Aludindo particularmente à relação com Capelo na peça, Bruno Martins afirma que “não é tanto a ideia de mandar, mas de estar ao [seu] serviço”, com o propósito de “colocar este Lear em cena”.
A tragédia edifica-se em frente ao público, para que sintam que a fizeram acontecer
No início da peça, os atores agem como se ainda estivessem a criar a personagem, como que em modo de ensaio. Gradativamente, o espetáculo vai ganhando corpo, quase num processo de descoberta de si mesmo.
É esta a visão de Bruno Martins para a tragédia clássica – uma peça que se constrói, por si, ao longo dos atos. “É como se o elenco ainda não tivesse sido escolhido” e o conceito experimental estende-se sobre a própria cena e sobre papel que as personagens vão ter, explica. “A peça vai-se compondo ou ficando mais teatral, se quisermos, à medida que vai avançando”, completa.

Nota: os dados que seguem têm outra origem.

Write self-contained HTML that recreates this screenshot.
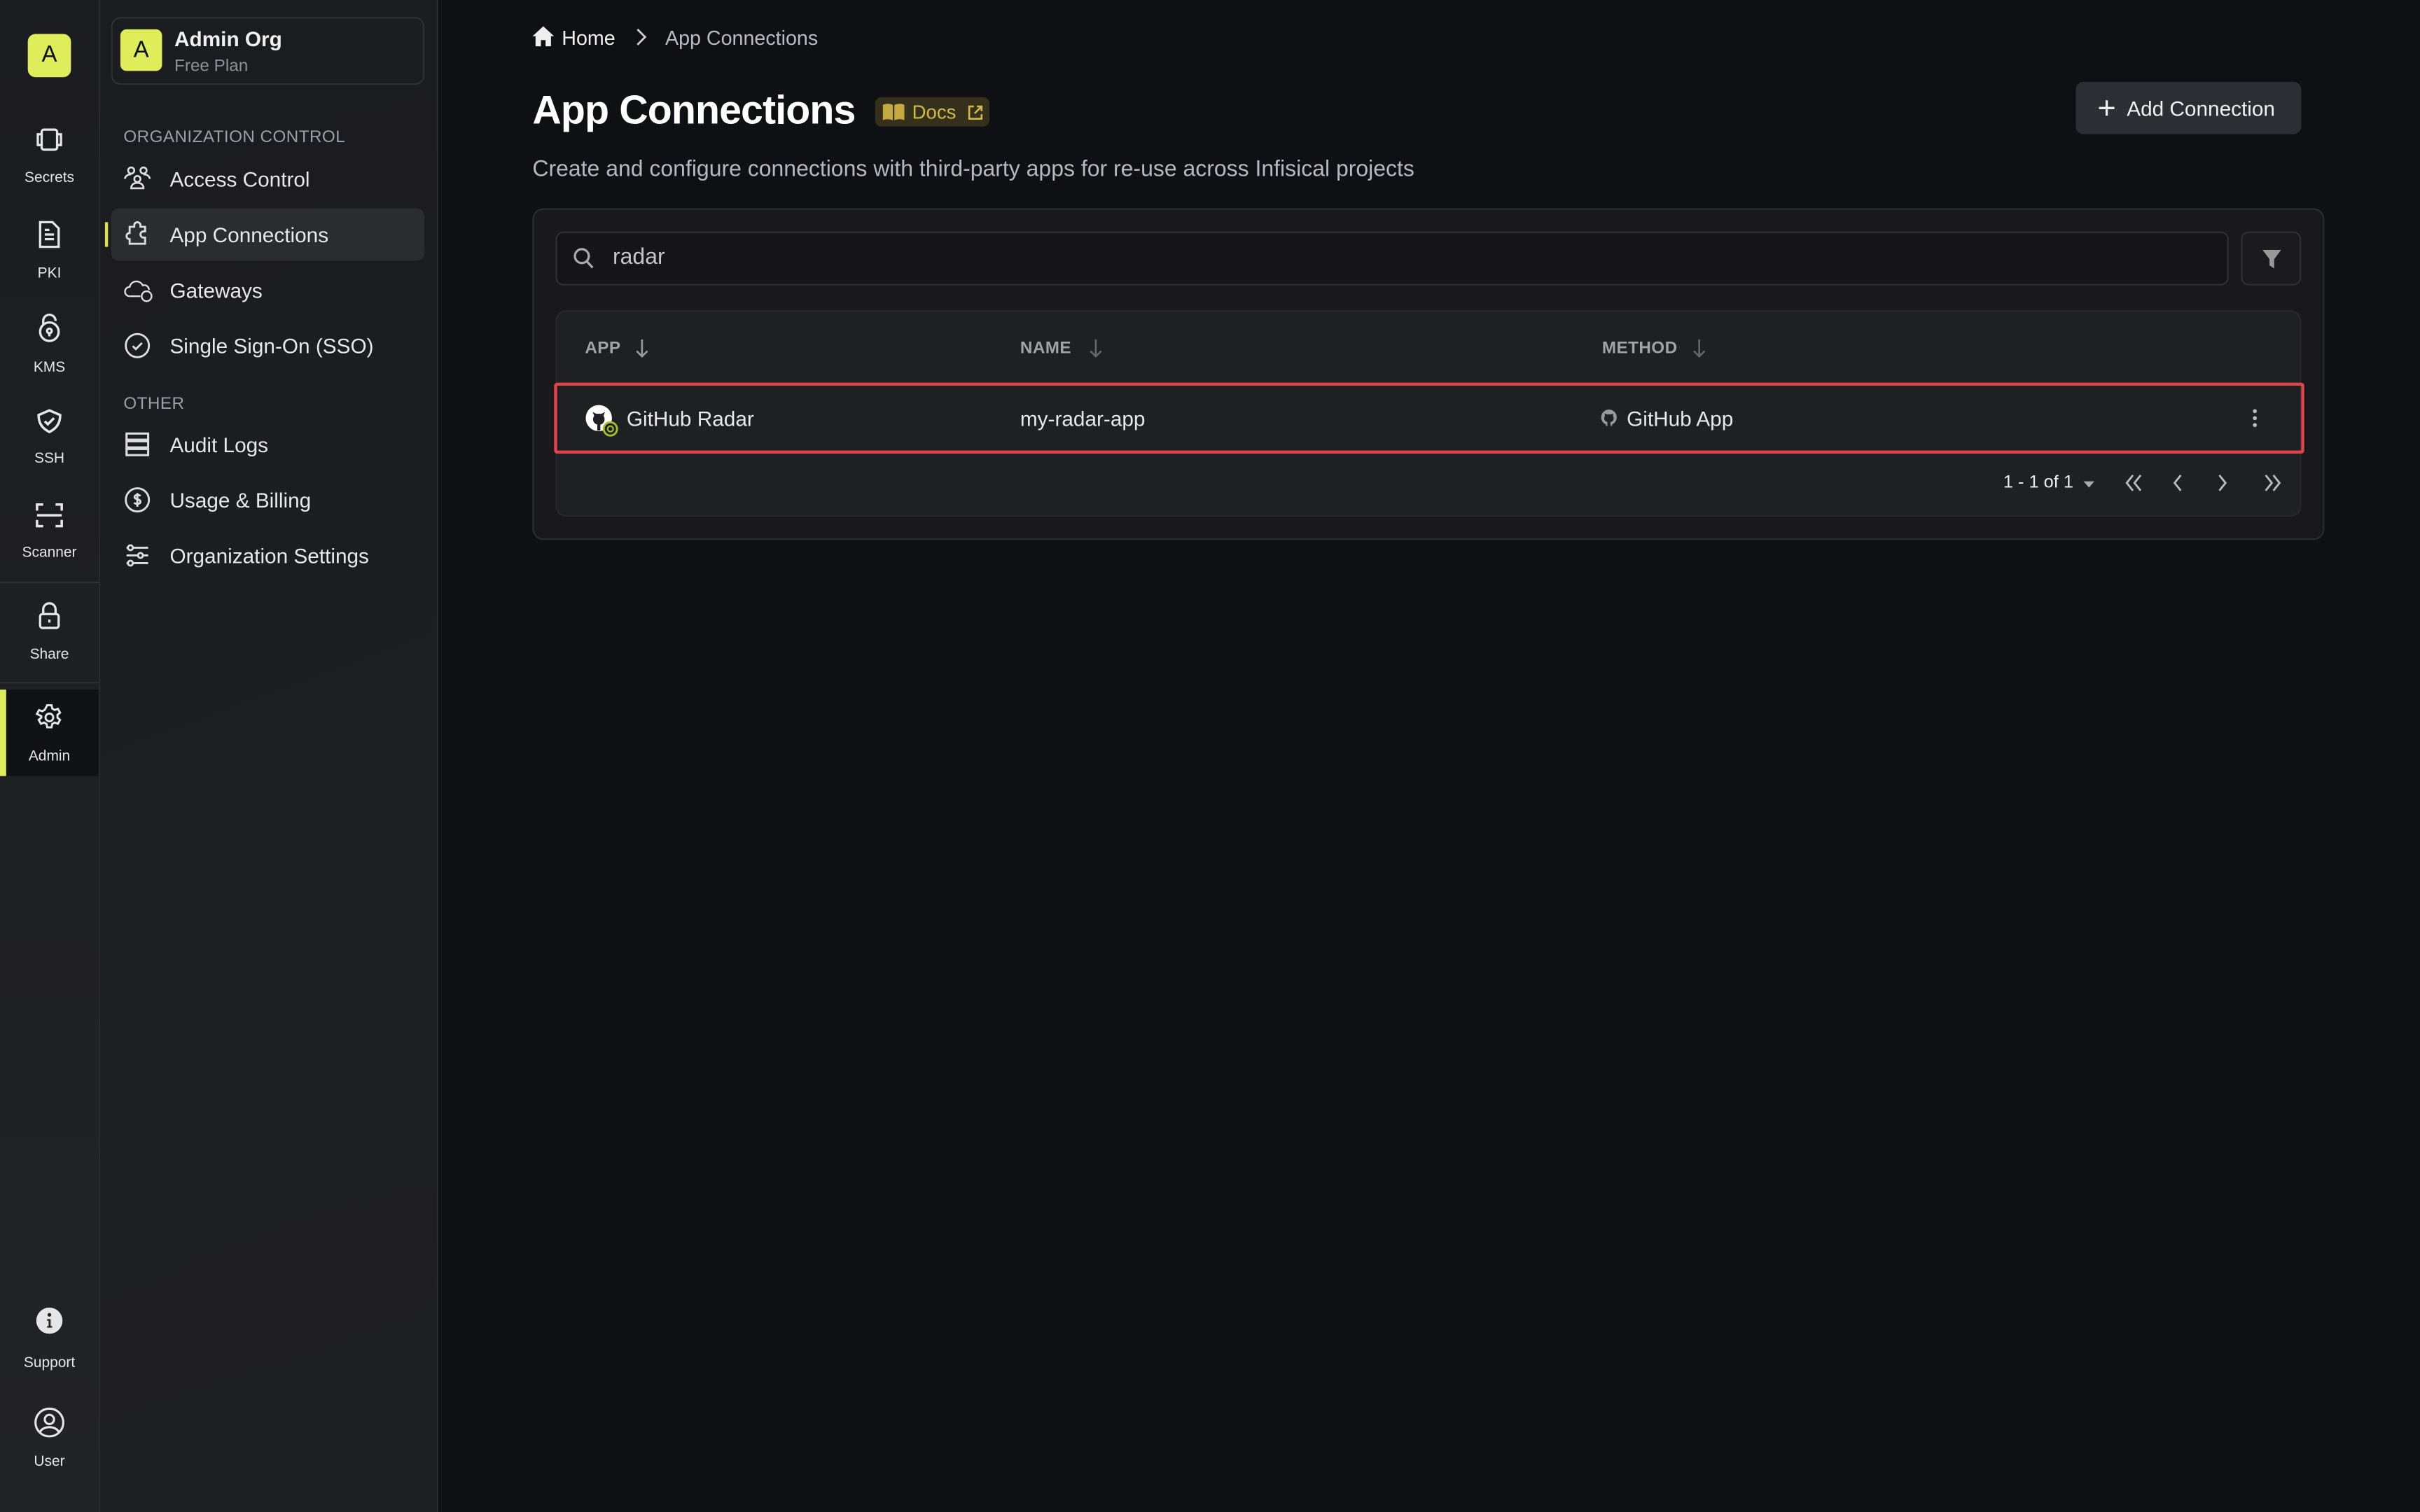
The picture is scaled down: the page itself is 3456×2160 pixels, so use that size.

O ator e também encenador João Paulo Costa, que interpreta a personagem de Bobo da Corte, explica que, na interpretação de Bruno Martins, “há uma parábola interessante que tem a ver com a própria evolução do teatro“. Sendo uma obra com vários séculos, exibida “milhares de vezes” surge espaço para que não seja “apenas mais uma maneira de o fazer de novo”. Continua que em “Lear”, como a peça nunca está completamente construída, o público sente que integra a sua montagem, o que “é muito interessante”.
Em relação às expetativas da apresentação, Bruno Martins espera que o público sinta que, a par dos atores, está a descobrir e a edificar o espetáculo. “Queria que sentissem que foi porque eles apareceram que a peça aconteceu”, declara.
O legado do teatro nas mãos das novas gerações – cruzando caminho com as mais antigas
Sobre cruzar caminho com o antigo mentor, Bruno Martins partilha com o JPN que, no teatro, se criam “raízes muito fortes”. “Não perdemos os nossos mestres”, admite. No entanto, salienta a importância de seguir o próprio caminho: “Acho que às vezes temos que roer o nosso cordão umbilical e tornarmo-nos independentes“.
Na mesma linha, António Capelo avança que o que espera dos alunos é que sigam o seu rumo, para depois se encontrarem profissionalmente, como em “Lear” e “sentir que fizeram o seu caminho positivamente”. Mas mais que isso, revela que, ao “passar o testemunho das coisas”, espera ajudar a manter o teatro vivo. “Não gostaria que, no dia que deixasse de o fazer, isto parasse”, declara o ator.
O projeto estreia no âmbito da Odisseia Nacional do Teatro Nacional D. Maria II, uma iniciativa que tem como objetivo disseminar a sua atividade artística pelo país, através de parcerias com teatros nacionais. “Propõe-se, ainda, a relacionar o pensamento contemporâneo com as identidades locais”, lê-se no site da instituição.
“Lear” conta com dramaturgia de António Capelo e do seu ex-aluno. A interpretação é de Ana Fonseca, Anabela Sousa, António Capelo, Eduardo Breda, Inês Garcia, João Figueiredo, João Paulo Costa, Matilde Cancelliere, Paulo Calatré e Pedro Couto.
Além da presença em Fafe e na Póvoa de Varzim, a peça vai passar, ao longo do mês de março, pelo Cine-teatro João Verde em Monção, Casa das Artes de Vila Nova de Famalicão, Casa da Cultura de Ílhavo, terminando no Palácio do Bolhão.